Now to install this policy, you just run the custodian command like this:

$ custodian run --output-dir=. hours.yaml

This will install the Custodian policy into AWS Lambda with the schedule provided in the policy specification. It will also make a directory per policy in your YAML file that contains the log output for the run.

By default, Cloud Custodian will observe weekends and not turn your instances back on over the weekend. You can override this by specifying weekends: false in your filter specification.

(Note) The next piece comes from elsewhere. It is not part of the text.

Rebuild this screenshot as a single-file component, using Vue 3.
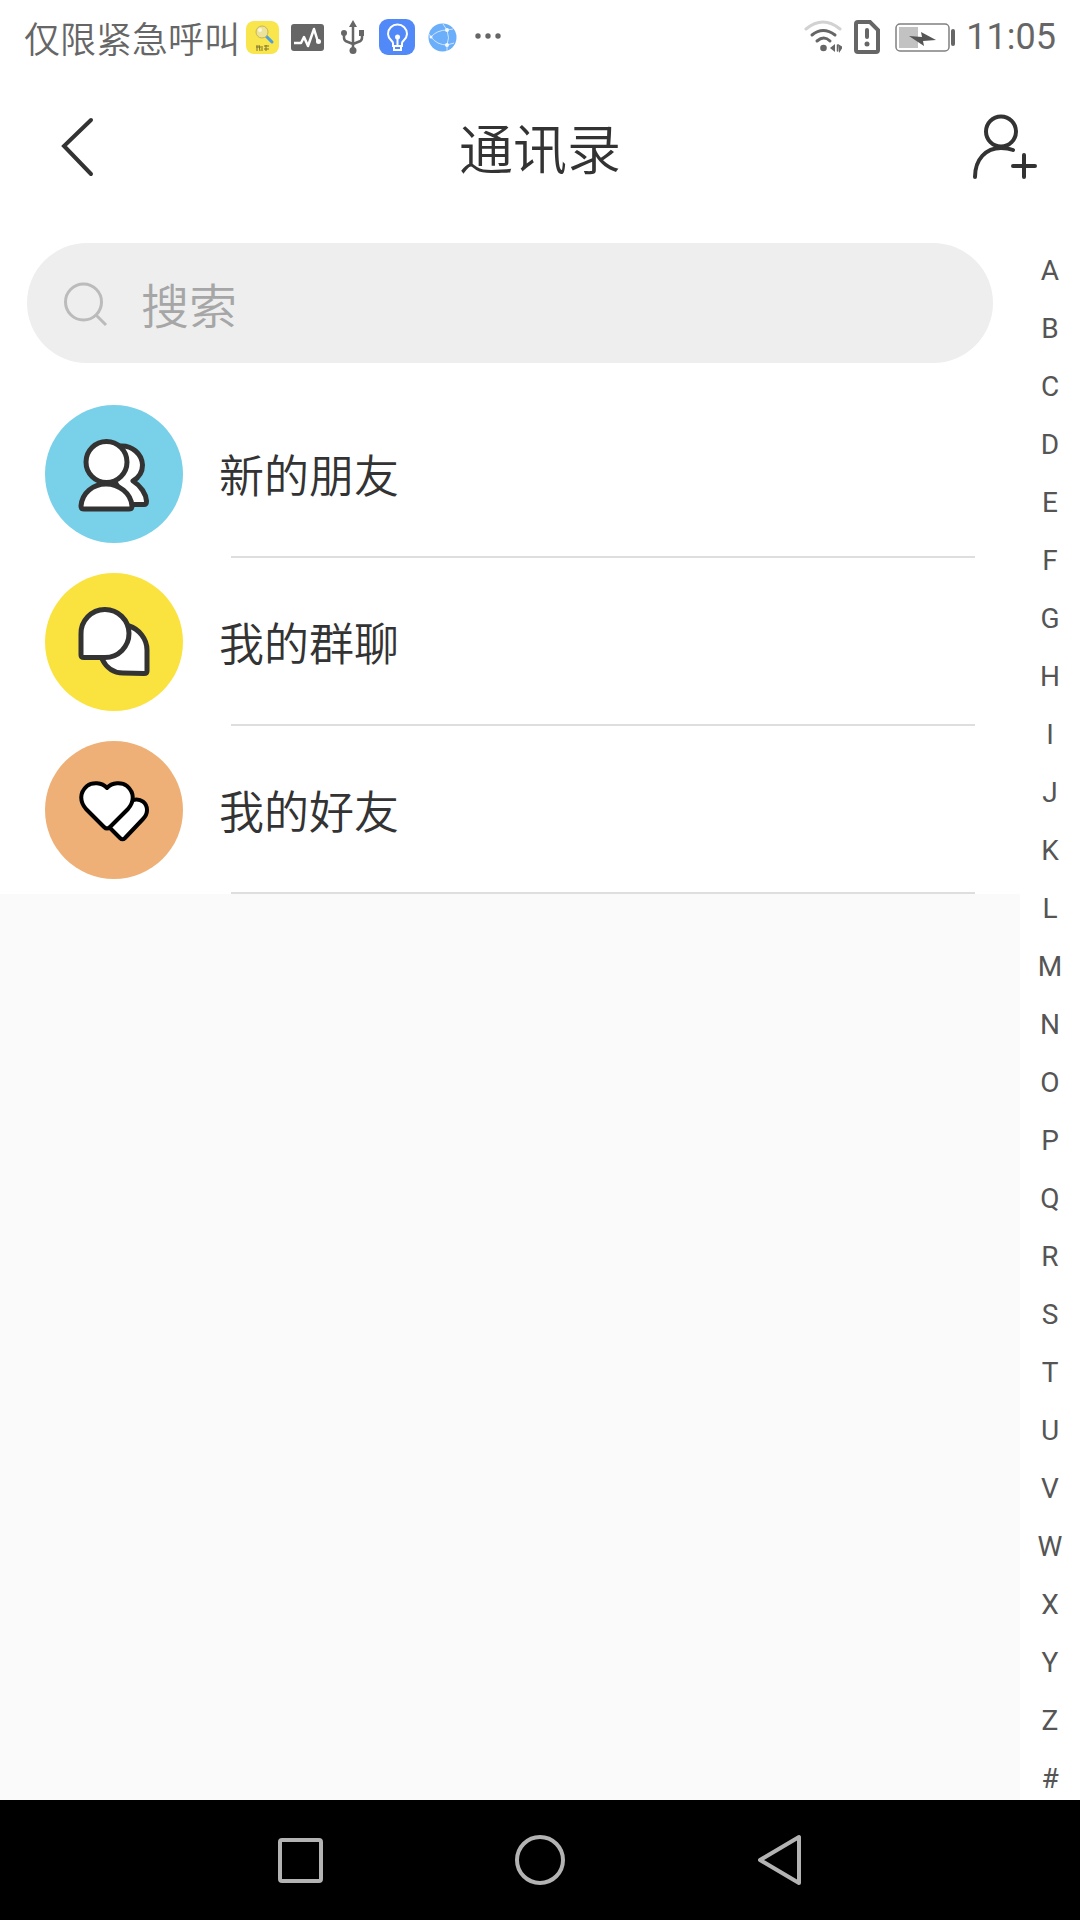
<script setup>
import { ref } from 'vue'

const query = ref('')
const letters = [...'ABCDEFGHIJKLMNOPQRSTUVWXYZ#']
const entries = [
  { id: 'new', label: '新的朋友', color: '#79d0e9' },
  { id: 'groups', label: '我的群聊', color: '#fae33f' },
  { id: 'friends', label: '我的好友', color: '#eeb076' },
]
</script>

<template>
  <div class="page">
    <div class="status">
      <span class="carrier">仅限紧急呼叫</span>
      <div class="notices">
        <svg viewBox="0 0 36 36">
          <rect x="2" y="2" width="33" height="33" rx="8" fill="#f8e64c" />
          <path d="M22 17l6 6" stroke="#4a9fe0" stroke-width="3" stroke-linecap="round" />
          <circle cx="18" cy="13" r="6" fill="#ece39a" stroke="#c9b45a" stroke-width="1" />
          <circle cx="16" cy="11" r="2" fill="#fbf8dc" />
          <path d="M13 26v6M12 28h5M15 26l1 6M18 27v5M20 27h5M20 30h5M22 26v6" stroke="#7d7330" stroke-width="1" fill="none" />
        </svg>
        <svg viewBox="0 0 36 36">
          <rect x="2" y="5" width="33" height="27" rx="3" fill="#666" />
          <path d="M5 24h7l3-6 4 9 6-17 4 13" fill="none" stroke="#fff" stroke-width="2.500" stroke-linejoin="round" />
          <circle cx="29.500" cy="22.500" r="2.500" fill="#fff" />
        </svg>
        <svg viewBox="0 0 36 36" fill="none" stroke="#666" stroke-width="2.500">
          <path d="M19 6v26M10 14v5q0 3 4 4l5 2M28 14v5q0 3-4 4l-5 2" />
          <path d="M19 1l4 7h-8zM25 11h5v6h-5z" fill="#666" stroke="none" />
          <circle cx="10" cy="14" r="3" fill="#666" stroke="none" />
          <circle cx="19" cy="31.500" r="3.500" fill="#666" stroke="none" />
        </svg>
        <svg viewBox="0 0 36 36">
          <rect width="36" height="36" rx="9" fill="#5189f8" />
          <g fill="none" stroke="#fff" stroke-width="2">
            <path d="M14 27v-3c0-2-5-4-5-9a9.500 9.500 0 0 1 19 0c0 5-5 7-5 9v3zM15 28v3h7v-3M18.500 19v8" />
          </g>
          <circle cx="18.500" cy="18" r="2.500" fill="#fff" />
        </svg>
        <svg viewBox="0 0 36 36">
          <circle cx="18.500" cy="18.500" r="14" fill="#6baefa" />
          <g fill="none" stroke="#cfe5ff" stroke-width="1">
            <path d="M7 18Q13 11 23 11M23 11Q26 19 23 26M7 18Q13 26 23 26M23 11l-4-6M23 11l6-1M23 26l7-2M23 26v6M7 18l-2-3" />
          </g>
          <g fill="#f2f8ff"><circle cx="7" cy="18" r="1.500" /><circle cx="23" cy="11" r="2" /><circle cx="23" cy="26" r="2" /></g>
        </svg>
        <svg viewBox="0 0 36 36" fill="#666">
          <circle cx="9" cy="17" r="2.700" /><circle cx="19" cy="17" r="2.700" /><circle cx="29" cy="17" r="2.700" />
        </svg>
      </div>
      <div class="system">
        <svg class="wifi" viewBox="0 0 40 36" fill="none" stroke="#666" stroke-width="3" stroke-linecap="round">
          <path d="M4 10Q21-4 38 10" stroke="#d2d2d2" />
          <path d="M10 16q11-9 23 0M15 22q7-6 13 0" />
          <circle cx="21.500" cy="29" r="3.300" fill="#666" stroke="none" />
          <path d="M28 29l5-4v8zM36 25l5 3-4 6z" fill="#666" stroke="none" />
          <path d="M35.500 26v6" stroke-width="1.500" />
        </svg>
        <svg class="sim" viewBox="0 0 32 36" fill="none" stroke="#666" stroke-width="4">
          <path d="M6 3h12l8 8v20q0 2-2 2H6q-2 0-2-2V5q0-2 2-2z" />
          <path d="M15 11v7" stroke-linecap="round" />
          <circle cx="15" cy="25" r="2.500" fill="#666" stroke="none" />
        </svg>
        <svg class="battery" viewBox="0 0 62 36">
          <rect x="2" y="5" width="53" height="27" rx="4" fill="none" stroke="#808080" stroke-width="1.500" />
          <rect x="5" y="8" width="19" height="21" fill="#c2c2c2" />
          <path d="M15 17l13 1-1-5 15 8-13 1 1 5z" fill="#555" />
          <rect x="57" y="10" width="4" height="17" rx="2" fill="#666" />
        </svg>
        <time>11:05</time>
      </div>
    </div>

    <header class="header">
      <button class="icon-btn" aria-label="返回">
        <svg viewBox="0 0 72 72"><path d="M49 9L22 35l27 28" /></svg>
      </button>
      <h1>通讯录</h1>
      <button class="icon-btn" aria-label="添加好友">
        <svg viewBox="0 0 72 72">
          <circle cx="35" cy="20.500" r="15" />
          <path d="M9 66C9 48 20 37 35 37q7 0 12 2M58 44v22M47 55h22" />
        </svg>
      </button>
    </header>

    <div class="body">
      <main class="panel">
        <div class="content">
          <label class="search">
            <svg viewBox="0 0 48 48"><circle cx="23.500" cy="23" r="18" /><path d="M36 36l10 10" /></svg>
            <input v-model="query" type="text" placeholder="搜索" aria-label="搜索" />
          </label>
          <ul class="entries">
            <li v-for="entry in entries" :key="entry.id">
              <a :href="'#' + entry.id">
                <svg viewBox="0 0 138 138" fill="#fff" stroke="#333" stroke-width="5" stroke-linejoin="round">
                  <circle cx="69" cy="69" r="69" :fill="entry.color" stroke="none" />
                  <template v-if="entry.id === 'new'">
                    <path d="M75 41C87 40 97 49 97.500 60C97.500 68 93 73 88 76C96 81 101 89 101.500 96Q101.500 99.500 99 99.500H84L70 77z" />
                    <path d="M36 101C37 88 48 79 61 79S86 88 87 101Q87 104 84 104H39Q36 104 36 101z" />
                    <circle cx="61.500" cy="57" r="20.500" />
                  </template>
                  <template v-else-if="entry.id === 'groups'">
                    <path d="M84 53C94 56 102 66 102 77V98Q102 100.500 99 100.500L78 100C68 100 61 94 57 86z" />
                    <path d="M36 82V61A24 24 0 1 1 60 84.500L39 84.500Q36 84.500 36 82z" />
                  </template>
                  <template v-else>
                    <path d="M88 59C96 57 102 62 102 69Q102 74 98 78L80 97Q77.500 99.500 75 97L64 86z" stroke="#000" stroke-width="4" />
                    <path d="M62 47C57 41 47 41 42 45C34 52 35 61 41 68L59 86Q62 89 65 86L83 68C89 61 90 52 82 45C77 41 67 41 62 47z" stroke="#000" stroke-width="4" />
                  </template>
                </svg>
                <span>{{ entry.label }}</span>
              </a>
              <hr />
            </li>
          </ul>
        </div>
      </main>
      <nav class="index" aria-label="字母索引">
        <a v-for="letter in letters" :key="letter" :href="'#' + letter">{{ letter }}</a>
      </nav>
    </div>

    <div class="navbar">
      <button aria-label="最近任务"><svg viewBox="0 0 56 56"><rect x="8" y="8" width="41" height="41" rx="2" /></svg></button>
      <button aria-label="主页"><svg viewBox="0 0 56 56"><circle cx="28" cy="28" r="23" /></svg></button>
      <button aria-label="后退"><svg viewBox="0 0 56 56"><path d="M47 5v46L8 28z" /></svg></button>
    </div>
  </div>
</template>

<style>
body {
  margin: 0;
}
</style>

<style scoped>
.page {
  display: flex;
  flex-direction: column;
  min-height: 100vh;
  background: #fff;
  color: #333;
  font-family: "Noto Sans CJK SC", sans-serif;
  font-weight: 350;
}
svg {
  display: block;
  flex: none;
}
button {
  padding: 0;
  border: 0;
  background: none;
}
a {
  color: inherit;
  text-decoration: none;
}
.status {
  display: flex;
  align-items: center;
  height: 72px;
  padding: 2px 24px 0;
  box-sizing: border-box;
  color: #666;
  font-size: 36px;
  line-height: 48px;
}
.notices {
  display: flex;
  gap: 9px;
  margin-left: 4px;
}
.notices svg {
  width: 36px;
  height: 36px;
}
.system {
  display: flex;
  align-items: center;
  gap: 10px;
  margin-left: auto;
}
.system svg {
  height: 36px;
}
.wifi {
  width: 40px;
}
.sim {
  width: 32px;
}
.battery {
  width: 62px;
}
time {
  font-family: Roboto, sans-serif;
  font-weight: 400;
}
.header {
  display: flex;
  align-items: center;
  justify-content: space-between;
  height: 150px;
  padding: 0 42px;
}
.header svg {
  width: 72px;
  height: 72px;
  fill: none;
  stroke: #333;
  stroke-width: 4;
  stroke-linecap: round;
}
h1 {
  margin: 0;
  font-size: 54px;
  font-weight: 350;
  line-height: 72px;
}
.body {
  display: flex;
  flex: 1;
}
.panel {
  flex: 1;
  background: #fafafa;
}
.content {
  padding-top: 21px;
  background: #fff;
}
.search {
  display: flex;
  align-items: center;
  gap: 33px;
  height: 120px;
  margin: 0 27px 27px;
  padding: 0 33px;
  box-sizing: border-box;
  border-radius: 60px;
  background: #eee;
}
.search svg {
  width: 48px;
  height: 48px;
  fill: none;
  stroke: #bbb;
  stroke-width: 3;
}
.search input {
  flex: 1;
  min-width: 0;
  padding: 0;
  border: 0;
  outline: 0;
  background: none;
  color: #333;
  font: inherit;
  font-size: 48px;
  line-height: 72px;
}
.search input::placeholder {
  color: #a6a6a6;
  opacity: 1;
}
.entries {
  margin: 0;
  padding: 0;
  list-style: none;
}
.entries a {
  display: flex;
  align-items: center;
  gap: 36px;
  padding: 15px 45px 13px;
  font-size: 45px;
  line-height: 60px;
}
.entries svg {
  width: 138px;
  height: 138px;
}
.entries hr {
  height: 2px;
  margin: 0 45px 0 231px;
  border: 0;
  background: #dedede;
}
.index {
  display: flex;
  flex-direction: column;
  align-items: center;
  gap: 30px;
  width: 60px;
  padding-top: 35px;
  color: #555;
  font-family: Roboto, sans-serif;
  font-size: 28px;
  font-weight: 400;
  line-height: 28px;
}
.navbar {
  display: flex;
  justify-content: center;
  height: 120px;
  background: #000;
}
.navbar button {
  display: flex;
  align-items: center;
  justify-content: center;
  width: 240px;
}
.navbar svg {
  width: 56px;
  height: 56px;
  fill: none;
  stroke: #b3b3b3;
  stroke-width: 4;
  stroke-linejoin: round;
}
</style>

The last piece of the puzzle is to tag your EC2 instances so that this policy will apply to them. The default behavior is for instance to opt-in to the hours policy. This is controlled via the filter called opt-out. You can switch that to true and use other criteria to target your instances. With the default opt-in stance, you will need to add a tag with the key maid_offhours and a value of on. Now when the lambda runs on its schedule, your instances will turn on and off throughout the workweek.

It is possible to establish those hours via the tags on your EC2 instances. The value for the maid_offhours can be set to values other than just on. For example, you can specify alternate time zones and hours for turning the instance on and off with a value like this:

off=(m-f,19);on=(m-f,7);tz=a

Another tip, you can rename what tag Custodian looks for. If you already have some tag management in place and want to target a set of instances that have a pre-existing tag, you can change it in the filter of your policy with the tag: mycustom_hours key and value.

Nice and Tidy

The project is Open Source and is open to pull requests. Enjoy keeping your AWS environment nice and tidy. In a future post, I’ll demonstrate some of the self healing compliance capabilities of the tool.